God answered the congregation’s prayer through a visitor, Adam, who told Plymouth Baptist about a missionary to Pakistan — “Paul” — he supported. Church members felt God move on their hearts to support work in the country, which is 96% Muslim. (Pakistani Christians prefer to be anonymous due to severe persecution by the Islamic majority.)
Soon after, Paul had to flee, and he ended up taking refuge in the United States, in Adam’s home. Of course, Adam brought the missionary to church, where Dieterly just happened to be starting a 12-week class in Experiencing God. He stayed through the whole Bible study.
Paul was excited to hear the study’s message of how the Lord connects His people, multiplies their efforts, and provides for their callings. He asked Dieterly if he could get copies of the study in Urdu to take it with him to Pakistan.
The executive pastor (who's also the associate teaching shepherd) and the rest of the church had been helping supply Bibles overseas in foreign languages. However, this was the first request for the study by Blackaby, a longtime Southern Baptist who planted 30 churches in Canada by waiting on God’s direction, timing and fulfillment of His Word.

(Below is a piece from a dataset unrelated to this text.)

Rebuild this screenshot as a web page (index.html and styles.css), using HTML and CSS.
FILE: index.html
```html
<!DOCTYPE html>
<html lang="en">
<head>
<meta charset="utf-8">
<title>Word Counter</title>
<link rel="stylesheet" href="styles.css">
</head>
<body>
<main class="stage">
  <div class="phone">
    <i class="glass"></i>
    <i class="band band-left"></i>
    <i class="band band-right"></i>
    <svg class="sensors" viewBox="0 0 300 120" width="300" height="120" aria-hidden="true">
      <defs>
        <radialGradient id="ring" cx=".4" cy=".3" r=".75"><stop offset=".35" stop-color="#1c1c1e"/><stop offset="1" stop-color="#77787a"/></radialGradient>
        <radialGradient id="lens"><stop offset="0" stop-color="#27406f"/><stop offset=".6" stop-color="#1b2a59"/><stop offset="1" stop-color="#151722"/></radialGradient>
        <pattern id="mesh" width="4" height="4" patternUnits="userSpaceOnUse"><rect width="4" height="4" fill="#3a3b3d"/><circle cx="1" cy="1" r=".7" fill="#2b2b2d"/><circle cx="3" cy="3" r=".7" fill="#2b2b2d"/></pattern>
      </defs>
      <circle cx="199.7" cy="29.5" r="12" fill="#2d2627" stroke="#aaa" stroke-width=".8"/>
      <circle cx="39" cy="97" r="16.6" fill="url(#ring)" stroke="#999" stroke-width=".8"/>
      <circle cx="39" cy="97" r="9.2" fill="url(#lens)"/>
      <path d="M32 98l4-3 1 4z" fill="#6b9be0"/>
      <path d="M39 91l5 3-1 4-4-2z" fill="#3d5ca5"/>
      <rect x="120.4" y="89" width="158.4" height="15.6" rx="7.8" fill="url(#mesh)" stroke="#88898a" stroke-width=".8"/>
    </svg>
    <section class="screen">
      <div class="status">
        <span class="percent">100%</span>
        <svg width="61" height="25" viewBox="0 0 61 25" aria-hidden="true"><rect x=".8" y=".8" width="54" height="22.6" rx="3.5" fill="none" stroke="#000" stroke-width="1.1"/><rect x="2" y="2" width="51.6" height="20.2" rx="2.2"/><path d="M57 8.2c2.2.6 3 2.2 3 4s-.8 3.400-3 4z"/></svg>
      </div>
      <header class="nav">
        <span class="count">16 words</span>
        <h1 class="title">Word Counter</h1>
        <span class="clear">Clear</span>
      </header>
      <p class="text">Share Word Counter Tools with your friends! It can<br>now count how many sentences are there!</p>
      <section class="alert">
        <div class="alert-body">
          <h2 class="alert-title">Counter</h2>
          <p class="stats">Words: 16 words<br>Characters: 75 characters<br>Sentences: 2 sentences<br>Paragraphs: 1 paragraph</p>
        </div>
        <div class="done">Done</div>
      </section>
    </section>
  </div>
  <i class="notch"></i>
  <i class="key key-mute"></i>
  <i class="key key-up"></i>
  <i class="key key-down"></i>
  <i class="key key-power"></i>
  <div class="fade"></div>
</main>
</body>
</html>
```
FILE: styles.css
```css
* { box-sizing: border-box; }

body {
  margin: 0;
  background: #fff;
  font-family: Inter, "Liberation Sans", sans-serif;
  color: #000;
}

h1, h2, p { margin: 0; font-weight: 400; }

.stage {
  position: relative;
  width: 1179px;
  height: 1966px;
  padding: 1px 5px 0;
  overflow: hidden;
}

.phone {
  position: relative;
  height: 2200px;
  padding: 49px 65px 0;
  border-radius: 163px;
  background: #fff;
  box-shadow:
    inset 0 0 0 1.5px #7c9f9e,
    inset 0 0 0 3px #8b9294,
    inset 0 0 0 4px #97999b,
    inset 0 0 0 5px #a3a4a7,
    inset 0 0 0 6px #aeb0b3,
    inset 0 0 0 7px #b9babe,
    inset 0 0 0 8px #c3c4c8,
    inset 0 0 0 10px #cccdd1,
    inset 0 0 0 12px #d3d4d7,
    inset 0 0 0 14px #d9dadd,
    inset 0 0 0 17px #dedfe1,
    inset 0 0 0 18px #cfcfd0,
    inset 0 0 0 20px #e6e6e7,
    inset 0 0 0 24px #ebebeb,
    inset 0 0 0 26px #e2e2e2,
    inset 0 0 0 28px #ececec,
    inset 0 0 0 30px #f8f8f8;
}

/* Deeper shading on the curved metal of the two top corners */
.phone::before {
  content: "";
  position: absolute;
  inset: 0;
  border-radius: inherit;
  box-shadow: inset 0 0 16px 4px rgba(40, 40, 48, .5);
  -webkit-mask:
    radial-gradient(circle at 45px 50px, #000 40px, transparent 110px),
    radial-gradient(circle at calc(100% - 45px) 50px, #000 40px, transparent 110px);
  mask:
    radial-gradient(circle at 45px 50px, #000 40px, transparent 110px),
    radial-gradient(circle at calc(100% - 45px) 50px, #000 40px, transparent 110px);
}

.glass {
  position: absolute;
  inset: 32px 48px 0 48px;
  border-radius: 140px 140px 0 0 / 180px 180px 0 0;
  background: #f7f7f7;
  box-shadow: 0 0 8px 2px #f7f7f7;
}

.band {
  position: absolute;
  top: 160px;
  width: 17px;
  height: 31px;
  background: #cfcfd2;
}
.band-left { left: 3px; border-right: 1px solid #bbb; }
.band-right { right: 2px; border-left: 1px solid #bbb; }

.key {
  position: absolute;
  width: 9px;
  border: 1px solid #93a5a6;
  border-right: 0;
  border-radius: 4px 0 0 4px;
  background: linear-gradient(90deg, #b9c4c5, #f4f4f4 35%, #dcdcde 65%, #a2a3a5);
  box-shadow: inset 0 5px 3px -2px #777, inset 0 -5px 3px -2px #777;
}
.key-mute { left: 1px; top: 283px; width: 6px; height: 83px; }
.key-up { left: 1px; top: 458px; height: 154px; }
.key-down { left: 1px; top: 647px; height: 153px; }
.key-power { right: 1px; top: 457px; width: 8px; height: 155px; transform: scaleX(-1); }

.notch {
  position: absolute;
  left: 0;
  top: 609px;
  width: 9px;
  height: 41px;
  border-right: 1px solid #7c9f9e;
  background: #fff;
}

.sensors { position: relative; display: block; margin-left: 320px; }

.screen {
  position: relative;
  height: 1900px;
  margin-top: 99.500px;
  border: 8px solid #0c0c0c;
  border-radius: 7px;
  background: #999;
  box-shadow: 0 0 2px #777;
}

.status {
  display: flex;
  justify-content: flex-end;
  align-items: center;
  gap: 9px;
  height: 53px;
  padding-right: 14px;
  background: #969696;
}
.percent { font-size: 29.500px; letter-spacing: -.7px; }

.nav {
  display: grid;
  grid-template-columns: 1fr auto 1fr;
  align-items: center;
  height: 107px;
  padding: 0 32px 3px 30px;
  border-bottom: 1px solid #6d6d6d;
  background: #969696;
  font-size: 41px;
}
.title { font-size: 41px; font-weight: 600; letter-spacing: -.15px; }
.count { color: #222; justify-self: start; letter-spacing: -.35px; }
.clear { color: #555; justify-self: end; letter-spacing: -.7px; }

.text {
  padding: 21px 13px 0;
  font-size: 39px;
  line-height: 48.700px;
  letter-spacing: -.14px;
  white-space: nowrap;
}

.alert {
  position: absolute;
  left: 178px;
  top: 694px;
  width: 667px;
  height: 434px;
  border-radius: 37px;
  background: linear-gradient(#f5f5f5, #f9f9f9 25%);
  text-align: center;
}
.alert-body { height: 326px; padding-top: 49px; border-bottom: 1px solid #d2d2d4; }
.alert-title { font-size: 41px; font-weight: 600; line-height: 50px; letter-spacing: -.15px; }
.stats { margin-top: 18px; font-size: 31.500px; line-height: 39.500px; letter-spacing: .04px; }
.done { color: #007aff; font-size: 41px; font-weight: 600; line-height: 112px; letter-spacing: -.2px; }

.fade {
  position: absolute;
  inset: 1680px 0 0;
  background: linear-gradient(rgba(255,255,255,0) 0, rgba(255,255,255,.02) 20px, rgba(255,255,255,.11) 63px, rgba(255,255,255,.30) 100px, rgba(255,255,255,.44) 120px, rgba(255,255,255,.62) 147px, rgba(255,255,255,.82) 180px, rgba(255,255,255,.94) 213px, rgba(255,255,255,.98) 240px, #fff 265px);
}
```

While Experiencing God had sold 8 million copies in the U.S. and has been translated into 60 languages over 30 years, there was no Urdu version. However, Dieterly got permission for Paul to translate the Bible study. He did, and Adam introduced Plymouth Baptist to Rafiq, a pastor in Pakistan, and his daughter, Sana. They had planted a half-dozen churches in small, rural villages where many do manual labor for very low wages.
The church sent photocopies of Paul’s translation of the study, and just days later, Rafiq and Sana asked Dieterly to teach them through it. In weekly video conferences, the three went through Experiencing God together. Within a few weeks of finishing, Rafiq called the executive pastor and explained he had 22 pastors and Sunday school teachers from the churches he had planted who wanted to go through the study but needed materials.
After adding up getting the nearly two dozen the study, providing a secure place to meet, the books and other costs, Dieterly figured the project would cost $3,500 at a time when Plymouth Baptist was perilously close to a zero balance in the bank at times. The small congregation has one paid staff member — Senior Pastor Clark Harless — and Dieterly and fellow Associate Pastor Tom Keb often work full-time hours as volunteers.
“I like to think of it as having a great deferred compensation package,” joked Dieterly, who was an attorney for 33 years before retiring in 2012.
Plymouth Baptist had a tent sale over two days that raised the needed amount without a dollar to spare. The funds were put to good use, with Rafiq and Sana sending back photos of some of the participants teaching the study to groups of more than 100 in Pakistan.
“That’s good, old-fashioned discipleship,” Dieterly remarked to CP. “God loves to multiply.”
Then a second group of 20 wanted to go through the study course, another $3,500. Would God do it again? Nothing happened for several weeks, but one night Harless called Dieterly to tell him an individual outside the church had written it a pair of checks totaling $3,500.
Rafiq has 100 more who would like training, and Plymouth Baptist is waiting on God’s supply. In the meantime, Dieterly said PBC has an immediate goal of $3,500 for another round of 22 Pakistanis.
The church has also just connected with a similarly sized congregation in California, also Southern Baptist, that has ties to a missionary working with three Pakistani pastors going through a seminary in their homeland. They are several hours away from Rafiq and Sana’s churches, and the new group would like to bring Experiencing God along with the Bible to Afghanistan and India as well, as both countries also speak Urdu.
“From the beginning, it’s been God,” Dieterly said.